Этого, однако, недостаточно, чтобы обосновать мнение, что Ульфельдт сознательно искажал картину. Мы можем прибавить к этому пример, как Ульфельдт по крайней мере один раз упустил возможность выразить свою признательность, если не благодарность, по отношению к одному конкретному русскому. Все три сочинения описывают, в какой опасности находилась жизнь Ульфельдта, когда в доме, где он жил, неожиданно вспыхнул пожар (это случилось по приезде в Пернау, 6 июня). Согласно сведениям “Дневника”, какой-то русский дворянин пришел со своими людьми из города на помощь и спас Ульфельдту жизнь[95]. И Ульфельдт, и священник хранят молчание по поводу этого обстоятельства.

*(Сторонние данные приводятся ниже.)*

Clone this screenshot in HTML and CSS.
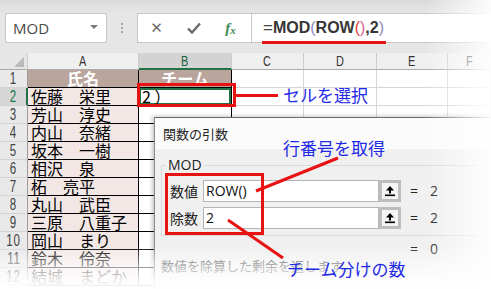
FILE: index.html
```html
<!DOCTYPE html>
<html lang="ja">
<head>
<meta charset="utf-8">
<link rel="stylesheet" href="styles.css">
</head>
<body>
<div class="app">
  <div class="topbar"></div>
  <div class="fbar">
    <div class="namebox"><span>MOD</span><span class="caret"></span></div>
    <div class="dots"><i></i><i></i><i></i></div>
    <div class="btns">
      <span class="btn x">✕</span>
      <span class="btn ok"><svg width="14" height="12" viewBox="0 0 14 12"><path d="M1 6.5 L5 10.5 L13 1.5" fill="none" stroke="#6b6b6b" stroke-width="2.4"/></svg></span>
      <span class="btn fx"><i>f</i><i class="sub">x</i></span>
    </div>
    <div class="formula"><span class="eq">=</span><b>MOD</b><span class="p1">(</span><b>ROW</b><span class="p2">(</span><span class="p3">)</span><b>,2</b><span class="p1">)</span></div>
  </div>
  <div class="gap"></div>
  <div class="sheet">
    <div class="ch corner"></div><div class="ch"><span>A</span></div><div class="ch sel"><span>B</span></div><div class="ch"><span>C</span></div><div class="ch"><span>D</span></div><div class="ch"><span>E</span></div><div class="ch"><span>F</span></div>

    <div class="rh"><span>1</span></div><div class="t a hd">氏名</div><div class="t hd">チーム</div><div class="c"></div><div class="c"></div><div class="c"></div><div class="c"></div>
    <div class="rh sel"><span>2</span></div><div class="t a">佐藤　栄里</div><div class="t b2">2 ）</div><div class="c"></div><div class="c"></div><div class="c"></div><div class="c"></div>
    <div class="rh"><span>3</span></div><div class="t a">芳山　淳史</div><div class="t"></div><div class="c"></div><div class="c"></div><div class="c"></div><div class="c"></div>
    <div class="rh"><span>4</span></div><div class="t a">内山　奈緒</div><div class="t"></div><div class="c"></div><div class="c"></div><div class="c"></div><div class="c"></div>
    <div class="rh"><span>5</span></div><div class="t a">坂本　一樹</div><div class="t"></div><div class="c"></div><div class="c"></div><div class="c"></div><div class="c"></div>
    <div class="rh"><span>6</span></div><div class="t a">相沢　泉</div><div class="t"></div><div class="c"></div><div class="c"></div><div class="c"></div><div class="c"></div>
    <div class="rh"><span>7</span></div><div class="t a">柘　亮平</div><div class="t"></div><div class="c"></div><div class="c"></div><div class="c"></div><div class="c"></div>
    <div class="rh"><span>8</span></div><div class="t a">丸山　武臣</div><div class="t"></div><div class="c"></div><div class="c"></div><div class="c"></div><div class="c"></div>
    <div class="rh"><span>9</span></div><div class="t a">三原　八重子</div><div class="t"></div><div class="c"></div><div class="c"></div><div class="c"></div><div class="c"></div>
    <div class="rh"><span>10</span></div><div class="t a">岡山　まり</div><div class="t"></div><div class="c"></div><div class="c"></div><div class="c"></div><div class="c"></div>
    <div class="rh"><span>11</span></div><div class="t a">鈴木　伶奈</div><div class="t"></div><div class="c"></div><div class="c"></div><div class="c"></div><div class="c"></div>
    <div class="rh"><span>12</span></div><div class="t a">結城　まどか</div><div class="t"></div><div class="c"></div><div class="c"></div><div class="c"></div><div class="c"></div>
  </div>
</div>

<div class="dlg">
  <div class="dlg-title">関数の引数</div>
  <div class="dlg-body">
    <div class="grp">
      <span class="legend">MOD</span>
      <div class="arg">
        <span class="lbl">数値</span>
        <span class="field">ROW()</span>
        <span class="cbtn"><svg width="12" height="12" viewBox="0 0 12 12"><path d="M6 1 L2 5.5 H10 Z" fill="#000"/><rect x="5" y="5" width="2" height="3.5" fill="#000"/><rect x="1" y="9.5" width="10" height="1.6" fill="#000"/></svg></span>
        <span class="eqs">=</span><span class="val">2</span>
      </div>
      <div class="arg">
        <span class="lbl">除数</span>
        <span class="field">2</span>
        <span class="cbtn"><svg width="12" height="12" viewBox="0 0 12 12"><path d="M6 1 L2 5.5 H10 Z" fill="#000"/><rect x="5" y="5" width="2" height="3.5" fill="#000"/><rect x="1" y="9.5" width="10" height="1.6" fill="#000"/></svg></span>
        <span class="eqs">=</span><span class="val">2</span>
      </div>
    </div>
    <div class="result"><span class="eqs">=</span><span class="val">0</span></div>
    <div class="desc">数値を除算した剰余を返します。</div>
  </div>
</div>

<div class="fade-r"></div>
<div class="fade-b"></div>

<svg class="anno" width="491" height="289" viewBox="0 0 491 289">
  <g fill="none" stroke="#e81212" stroke-width="3">
    <line x1="262" y1="42.5" x2="386" y2="42.5"/>
    <rect x="138.5" y="84.5" width="96" height="21"/>
    <line x1="235" y1="95.5" x2="278" y2="95.5"/>
    <rect x="166.5" y="174.5" width="96" height="59"/>
    <line x1="256" y1="191" x2="338" y2="158"/>
    <line x1="228" y1="220" x2="283" y2="258"/>
  </g>
</svg>
<div class="callout c1">セルを選択</div>
<div class="callout c2">行番号を取得</div>
<div class="callout c3">チーム分けの数</div>
</body>
</html>
```
FILE: styles.css
```css
* { box-sizing: border-box; margin: 0; padding: 0; }
body {
  width: 491px; height: 289px; overflow: hidden; position: relative;
  background: #fff;
  font-family: "Noto Sans", "Noto Sans CJK JP", sans-serif;
}
.app { width: 491px; height: 289px; overflow: hidden; }
.topbar { height: 13px; background: linear-gradient(#dadada, #e6e6e6); }
.fbar { height: 30px; display: flex; padding-left: 5px; background: #e6e6e6; }
.namebox {
  width: 102px; background: #fff; border: 1px solid #c6c6c6;
  display: flex; align-items: center; justify-content: space-between;
  padding: 0 8px 0 7px; font: 15px "Open Sans", sans-serif; color: #4a4a4a;
}
.caret { width: 0; height: 0; border-left: 4px solid transparent; border-right: 4px solid transparent; border-top: 4px solid #777; margin-top: -2px; }
.dots { width: 30px; display: flex; flex-direction: column; align-items: center; justify-content: center; gap: 2px; }
.dots i { width: 2px; height: 2px; background: #a8a8a8; display: block; }
.btns { width: 114px; background: #fff; border: 1px solid #c6c6c6; border-right: none; display: flex; align-items: center; }
.btn { width: 37px; text-align: center; display: flex; justify-content: center; align-items: center; }
.btn.x { font: 15px "DejaVu Sans", sans-serif; color: #6b6b6b; }
.btn.fx { font: italic bold 15px "Liberation Serif", serif; color: #3f8a52; }
.btn.fx .sub { font-size: 11px; margin-top: 4px; }
.formula {
  flex: 1; background: #fff; border: 1px solid #c6c6c6; border-right: none; padding-left: 11px;
  display: flex; align-items: center; font: 16px "Liberation Sans", sans-serif; color: #333;
}
.formula b { font-weight: bold; color: #363636; }
.formula .eq { color: #444; font-size: 17px; }
.formula .p1 { color: #8e88b8; }
.formula .p2 { color: #e03a3a; }
.formula .p3 { color: #e0609a; }
.gap { height: 10px; background: #e6e6e6; }

.sheet {
  display: grid;
  grid-template-columns: 28px 111px 93px 72px 73px 71px 43px;
  grid-template-rows: 17px repeat(12, 18px);
}
.ch {
  background: #efefef; border-right: 1px solid #cbcbcb; border-bottom: 1px solid #ababab;
  display: flex; justify-content: center; align-items: center;
  font: 14px "Liberation Sans", sans-serif; color: #333;
}
.ch span { display: inline-block; transform: scaleX(.78); }
.ch.sel { background: #d3d3d3; color: #1f5f3a; border-bottom: 2px solid #217346; }
.corner { position: relative; background: #e6e6e6; }
.corner::after {
  content: ""; position: absolute; right: 3px; bottom: 2px;
  border-left: 10px solid transparent; border-bottom: 10px solid #b9b9b9;
}
.rh {
  background: #e9e9e9; border-right: 1px solid #9c9c9c; border-bottom: 1px solid #d2d2d2;
  display: flex; justify-content: center; align-items: center;
  font: 17px "Liberation Sans", sans-serif; line-height: 17px; color: #444;
}
.rh span { display: inline-block; transform: scaleX(.68); letter-spacing: 1px; }
.rh.sel { background: #d6d6d6; color: #217346; border-right: 2px solid #217346; }
.c { border-right: 1px solid #d6d6d6; border-bottom: 1px solid #d6d6d6; }
.t {
  border-right: 1px solid #000; border-bottom: 1px solid #000;
  font: 16px "Noto Sans CJK JP", sans-serif; line-height: 17px; color: #000; white-space: pre;
}
.a { background: #f2e7e5; padding-left: 3px; }
.hd { background: #baa59d; color: #fff; font-weight: bold; text-align: center; padding-left: 0; }
.b2 { box-shadow: inset 0 0 0 2px #217346; padding-left: 3px; }

.dlg {
  position: absolute; left: 154px; top: 117px; width: 337px; height: 172px; overflow: hidden;
  background: #f0f0f0; border-left: 1px solid #8a8a8a; border-top: 1px solid #6e6e6e;
  box-shadow: -2px -1px 4px rgba(0,0,0,.22);
}
.dlg-title { height: 31px; background: #fbfbfb; padding-left: 8px; font: 13px "Noto Sans CJK JP", sans-serif; line-height: 31px; color: #222; }
.dlg-body { padding: 16px 0 0 6px; }
.grp { position: relative; border: 1px solid #d9d9d9; border-right: none; padding: 14px 0 6px 8px; display: flex; flex-direction: column; gap: 5px; }
.legend { position: absolute; left: 4px; top: -11px; padding: 0 2px; background: #f0f0f0; font: 14px "Open Sans", sans-serif; color: #222; line-height: 20px; }
.arg { display: flex; align-items: center; height: 22px; }
.lbl { width: 33px; font: 14px "Noto Sans CJK JP", sans-serif; line-height: 20px; color: #222; }
.field { width: 176px; height: 22px; background: #fff; border: 1px solid #b4b4b4; padding-left: 2px; font: 14px "Open Sans", sans-serif; line-height: 20px; color: #111; }
.cbtn { width: 22px; height: 22px; border: 3px solid #bdbdbd; background: #f4f4f4; display: flex; justify-content: center; align-items: center; }
.eqs { margin-left: 9px; width: 20px; font: 14px "Open Sans", sans-serif; line-height: 16px; color: #222; }
.val { font: 14px "Open Sans", sans-serif; line-height: 16px; color: #222; }
.result { display: flex; height: 16px; margin-top: 5px; padding-left: 240px; }
.desc { font: 13px "Noto Sans CJK JP", sans-serif; color: #444; line-height: 18px; white-space: nowrap; }

.fade-r { position: absolute; top: 0; right: 0; width: 66px; height: 289px; background: linear-gradient(to right, rgba(255,255,255,0), rgba(255,255,255,.93)); }
.fade-b { position: absolute; left: 0; bottom: 0; width: 491px; height: 44px; background: linear-gradient(rgba(255,255,255,0), rgba(255,255,255,.5) 40%, rgba(255,255,255,.9) 80%, rgba(255,255,255,.96)); }

.anno { position: absolute; left: 0; top: 0; }
.callout { position: absolute; font: 17px "Noto Sans CJK JP", sans-serif; line-height: 20px; color: #1f2ae6; white-space: nowrap; }
.c1 { left: 283px; top: 85px; }
.c2 { left: 283px; top: 138px; }
.c3 { left: 287px; top: 259px; }
```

С другой стороны, если верно мое предположение о том, что “Дневник” — источник, современный событиям и не подвергшийся влиянию последующей литературы, то из этого следует, что мрачная картина той части России, по которой проезжало посольство, и враждебность, с которой они были приняты, — все это отнюдь не было преувеличено Ульфельдтом, как полагают некоторые современные историки и, возможно, считали критики Ульфельдта его времени.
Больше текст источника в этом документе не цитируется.